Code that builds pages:
= = = =

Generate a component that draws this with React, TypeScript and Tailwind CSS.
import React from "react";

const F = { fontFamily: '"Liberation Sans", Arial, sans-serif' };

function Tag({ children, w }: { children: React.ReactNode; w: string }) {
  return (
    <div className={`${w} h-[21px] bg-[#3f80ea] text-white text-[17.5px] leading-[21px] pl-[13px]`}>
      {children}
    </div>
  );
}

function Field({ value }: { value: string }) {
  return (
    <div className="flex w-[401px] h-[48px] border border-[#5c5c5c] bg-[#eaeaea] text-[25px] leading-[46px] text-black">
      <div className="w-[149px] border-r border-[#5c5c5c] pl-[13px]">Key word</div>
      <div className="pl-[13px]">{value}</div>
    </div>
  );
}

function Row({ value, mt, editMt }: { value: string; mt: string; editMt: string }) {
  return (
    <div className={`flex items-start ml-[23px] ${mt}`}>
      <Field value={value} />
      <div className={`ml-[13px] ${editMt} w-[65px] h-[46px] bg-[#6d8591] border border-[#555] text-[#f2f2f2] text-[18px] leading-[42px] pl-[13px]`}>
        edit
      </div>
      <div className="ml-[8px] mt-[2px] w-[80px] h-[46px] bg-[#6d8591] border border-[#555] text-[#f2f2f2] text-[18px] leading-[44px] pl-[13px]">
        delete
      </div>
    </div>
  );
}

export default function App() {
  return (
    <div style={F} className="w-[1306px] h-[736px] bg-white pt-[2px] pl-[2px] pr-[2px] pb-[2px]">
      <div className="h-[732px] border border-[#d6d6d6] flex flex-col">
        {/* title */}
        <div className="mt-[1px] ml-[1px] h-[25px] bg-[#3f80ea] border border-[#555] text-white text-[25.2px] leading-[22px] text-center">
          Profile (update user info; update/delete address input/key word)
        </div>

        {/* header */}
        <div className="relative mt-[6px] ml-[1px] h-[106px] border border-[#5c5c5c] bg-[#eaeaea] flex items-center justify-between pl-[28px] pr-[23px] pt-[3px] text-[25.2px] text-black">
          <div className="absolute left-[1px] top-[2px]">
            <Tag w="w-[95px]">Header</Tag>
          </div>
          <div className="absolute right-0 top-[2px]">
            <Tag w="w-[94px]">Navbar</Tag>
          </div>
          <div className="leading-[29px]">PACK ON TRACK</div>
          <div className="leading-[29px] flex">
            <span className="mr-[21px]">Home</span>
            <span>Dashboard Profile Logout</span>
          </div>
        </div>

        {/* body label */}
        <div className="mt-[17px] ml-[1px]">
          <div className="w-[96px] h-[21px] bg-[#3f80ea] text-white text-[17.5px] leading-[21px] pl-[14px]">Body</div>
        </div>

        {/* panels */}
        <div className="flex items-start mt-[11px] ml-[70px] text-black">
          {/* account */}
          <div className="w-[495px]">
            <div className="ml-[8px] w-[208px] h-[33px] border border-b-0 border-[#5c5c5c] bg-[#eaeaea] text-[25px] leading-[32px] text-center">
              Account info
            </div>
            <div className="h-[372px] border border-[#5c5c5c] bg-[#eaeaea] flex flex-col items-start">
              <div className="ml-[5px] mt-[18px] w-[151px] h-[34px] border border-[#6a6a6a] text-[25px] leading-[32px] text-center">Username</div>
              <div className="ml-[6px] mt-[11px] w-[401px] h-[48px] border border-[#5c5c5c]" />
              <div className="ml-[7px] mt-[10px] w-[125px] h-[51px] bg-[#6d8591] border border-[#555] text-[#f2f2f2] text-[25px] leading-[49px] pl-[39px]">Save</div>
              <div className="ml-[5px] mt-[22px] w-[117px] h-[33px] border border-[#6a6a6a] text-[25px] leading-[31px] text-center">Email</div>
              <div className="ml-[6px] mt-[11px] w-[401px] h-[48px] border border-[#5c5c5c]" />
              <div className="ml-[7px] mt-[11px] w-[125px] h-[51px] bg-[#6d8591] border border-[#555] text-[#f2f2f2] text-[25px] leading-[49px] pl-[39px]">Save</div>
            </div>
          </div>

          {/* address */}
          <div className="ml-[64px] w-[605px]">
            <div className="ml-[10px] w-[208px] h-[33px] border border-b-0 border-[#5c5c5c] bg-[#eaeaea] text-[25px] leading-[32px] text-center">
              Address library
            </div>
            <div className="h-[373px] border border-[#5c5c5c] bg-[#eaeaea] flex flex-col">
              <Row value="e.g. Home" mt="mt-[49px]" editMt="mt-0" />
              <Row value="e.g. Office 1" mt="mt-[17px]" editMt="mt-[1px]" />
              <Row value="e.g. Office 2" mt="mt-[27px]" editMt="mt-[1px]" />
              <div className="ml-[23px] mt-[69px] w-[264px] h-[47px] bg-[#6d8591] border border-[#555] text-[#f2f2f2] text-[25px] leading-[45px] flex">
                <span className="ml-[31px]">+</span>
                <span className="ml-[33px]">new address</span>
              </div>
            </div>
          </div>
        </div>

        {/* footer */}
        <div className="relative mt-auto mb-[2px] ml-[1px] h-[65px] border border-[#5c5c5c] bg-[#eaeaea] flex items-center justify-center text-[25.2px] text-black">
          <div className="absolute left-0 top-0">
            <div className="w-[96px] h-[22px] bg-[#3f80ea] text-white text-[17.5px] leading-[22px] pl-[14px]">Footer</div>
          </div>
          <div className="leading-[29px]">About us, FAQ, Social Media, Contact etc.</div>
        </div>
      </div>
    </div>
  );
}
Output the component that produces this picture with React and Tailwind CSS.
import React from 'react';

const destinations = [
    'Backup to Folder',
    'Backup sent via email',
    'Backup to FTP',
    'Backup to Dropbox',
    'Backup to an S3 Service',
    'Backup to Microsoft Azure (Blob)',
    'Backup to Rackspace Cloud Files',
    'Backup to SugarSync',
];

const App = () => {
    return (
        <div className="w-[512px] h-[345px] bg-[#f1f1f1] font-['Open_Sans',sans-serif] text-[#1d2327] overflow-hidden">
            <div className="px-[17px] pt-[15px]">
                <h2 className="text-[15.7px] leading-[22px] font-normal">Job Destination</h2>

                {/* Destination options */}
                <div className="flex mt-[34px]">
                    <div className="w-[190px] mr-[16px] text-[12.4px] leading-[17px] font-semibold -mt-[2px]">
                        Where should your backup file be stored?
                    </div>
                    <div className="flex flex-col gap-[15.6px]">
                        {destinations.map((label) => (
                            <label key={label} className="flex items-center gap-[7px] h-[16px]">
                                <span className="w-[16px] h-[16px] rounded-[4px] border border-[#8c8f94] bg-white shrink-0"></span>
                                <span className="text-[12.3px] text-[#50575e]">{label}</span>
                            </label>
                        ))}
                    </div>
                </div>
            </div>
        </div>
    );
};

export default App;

= = = =

Write out every line exactly as it stands.

Expected output:
Generate a component that draws this with React, TypeScript and Tailwind CSS.
import React from "react";

const F = { fontFamily: '"Liberation Sans", Arial, sans-serif' };

function Tag({ children, w }: { children: React.ReactNode; w: string }) {
  return (
    <div className={`${w} h-[21px] bg-[#3f80ea] text-white text-[17.5px] leading-[21px] pl-[13px]`}>
      {children}
    </div>
  );
}

function Field({ value }: { value: string }) {
  return (
    <div className="flex w-[401px] h-[48px] border border-[#5c5c5c] bg-[#eaeaea] text-[25px] leading-[46px] text-black">
      <div className="w-[149px] border-r border-[#5c5c5c] pl-[13px]">Key word</div>
      <div className="pl-[13px]">{value}</div>
    </div>
  );
}

function Row({ value, mt, editMt }: { value: string; mt: string; editMt: string }) {
  return (
    <div className={`flex items-start ml-[23px] ${mt}`}>
      <Field value={value} />
      <div className={`ml-[13px] ${editMt} w-[65px] h-[46px] bg-[#6d8591] border border-[#555] text-[#f2f2f2] text-[18px] leading-[42px] pl-[13px]`}>
        edit
      </div>
      <div className="ml-[8px] mt-[2px] w-[80px] h-[46px] bg-[#6d8591] border border-[#555] text-[#f2f2f2] text-[18px] leading-[44px] pl-[13px]">
        delete
      </div>
    </div>
  );
}

export default function App() {
  return (
    <div style={F} className="w-[1306px] h-[736px] bg-white pt-[2px] pl-[2px] pr-[2px] pb-[2px]">
      <div className="h-[732px] border border-[#d6d6d6] flex flex-col">
        {/* title */}
        <div className="mt-[1px] ml-[1px] h-[25px] bg-[#3f80ea] border border-[#555] text-white text-[25.2px] leading-[22px] text-center">
          Profile (update user info; update/delete address input/key word)
        </div>

        {/* header */}
        <div className="relative mt-[6px] ml-[1px] h-[106px] border border-[#5c5c5c] bg-[#eaeaea] flex items-center justify-between pl-[28px] pr-[23px] pt-[3px] text-[25.2px] text-black">
          <div className="absolute left-[1px] top-[2px]">
            <Tag w="w-[95px]">Header</Tag>
          </div>
          <div className="absolute right-0 top-[2px]">
            <Tag w="w-[94px]">Navbar</Tag>
          </div>
          <div className="leading-[29px]">PACK ON TRACK</div>
          <div className="leading-[29px] flex">
            <span className="mr-[21px]">Home</span>
            <span>Dashboard Profile Logout</span>
          </div>
        </div>

        {/* body label */}
        <div className="mt-[17px] ml-[1px]">
          <div className="w-[96px] h-[21px] bg-[#3f80ea] text-white text-[17.5px] leading-[21px] pl-[14px]">Body</div>
        </div>

        {/* panels */}
        <div className="flex items-start mt-[11px] ml-[70px] text-black">
          {/* account */}
          <div className="w-[495px]">
            <div className="ml-[8px] w-[208px] h-[33px] border border-b-0 border-[#5c5c5c] bg-[#eaeaea] text-[25px] leading-[32px] text-center">
              Account info
            </div>
            <div className="h-[372px] border border-[#5c5c5c] bg-[#eaeaea] flex flex-col items-start">
              <div className="ml-[5px] mt-[18px] w-[151px] h-[34px] border border-[#6a6a6a] text-[25px] leading-[32px] text-center">Username</div>
              <div className="ml-[6px] mt-[11px] w-[401px] h-[48px] border border-[#5c5c5c]" />
              <div className="ml-[7px] mt-[10px] w-[125px] h-[51px] bg-[#6d8591] border border-[#555] text-[#f2f2f2] text-[25px] leading-[49px] pl-[39px]">Save</div>
              <div className="ml-[5px] mt-[22px] w-[117px] h-[33px] border border-[#6a6a6a] text-[25px] leading-[31px] text-center">Email</div>
              <div className="ml-[6px] mt-[11px] w-[401px] h-[48px] border border-[#5c5c5c]" />
              <div className="ml-[7px] mt-[11px] w-[125px] h-[51px] bg-[#6d8591] border border-[#555] text-[#f2f2f2] text-[25px] leading-[49px] pl-[39px]">Save</div>
            </div>
          </div>

          {/* address */}
          <div className="ml-[64px] w-[605px]">
            <div className="ml-[10px] w-[208px] h-[33px] border border-b-0 border-[#5c5c5c] bg-[#eaeaea] text-[25px] leading-[32px] text-center">
              Address library
            </div>
            <div className="h-[373px] border border-[#5c5c5c] bg-[#eaeaea] flex flex-col">
              <Row value="e.g. Home" mt="mt-[49px]" editMt="mt-0" />
              <Row value="e.g. Office 1" mt="mt-[17px]" editMt="mt-[1px]" />
              <Row value="e.g. Office 2" mt="mt-[27px]" editMt="mt-[1px]" />
              <div className="ml-[23px] mt-[69px] w-[264px] h-[47px] bg-[#6d8591] border border-[#555] text-[#f2f2f2] text-[25px] leading-[45px] flex">
                <span className="ml-[31px]">+</span>
                <span className="ml-[33px]">new address</span>
              </div>
            </div>
          </div>
        </div>

        {/* footer */}
        <div className="relative mt-auto mb-[2px] ml-[1px] h-[65px] border border-[#5c5c5c] bg-[#eaeaea] flex items-center justify-center text-[25.2px] text-black">
          <div className="absolute left-0 top-0">
            <div className="w-[96px] h-[22px] bg-[#3f80ea] text-white text-[17.5px] leading-[22px] pl-[14px]">Footer</div>
          </div>
          <div className="leading-[29px]">About us, FAQ, Social Media, Contact etc.</div>
        </div>
      </div>
    </div>
  );
}
Output the component that produces this picture with React and Tailwind CSS.
import React from 'react';

const destinations = [
    'Backup to Folder',
    'Backup sent via email',
    'Backup to FTP',
    'Backup to Dropbox',
    'Backup to an S3 Service',
    'Backup to Microsoft Azure (Blob)',
    'Backup to Rackspace Cloud Files',
    'Backup to SugarSync',
];

const App = () => {
    return (
        <div className="w-[512px] h-[345px] bg-[#f1f1f1] font-['Open_Sans',sans-serif] text-[#1d2327] overflow-hidden">
            <div className="px-[17px] pt-[15px]">
                <h2 className="text-[15.7px] leading-[22px] font-normal">Job Destination</h2>

                {/* Destination options */}
                <div className="flex mt-[34px]">
                    <div className="w-[190px] mr-[16px] text-[12.4px] leading-[17px] font-semibold -mt-[2px]">
                        Where should your backup file be stored?
                    </div>
                    <div className="flex flex-col gap-[15.6px]">
                        {destinations.map((label) => (
                            <label key={label} className="flex items-center gap-[7px] h-[16px]">
                                <span className="w-[16px] h-[16px] rounded-[4px] border border-[#8c8f94] bg-white shrink-0"></span>
                                <span className="text-[12.3px] text-[#50575e]">{label}</span>
                            </label>
                        ))}
                    </div>
                </div>
            </div>
        </div>
    );
};

export default App;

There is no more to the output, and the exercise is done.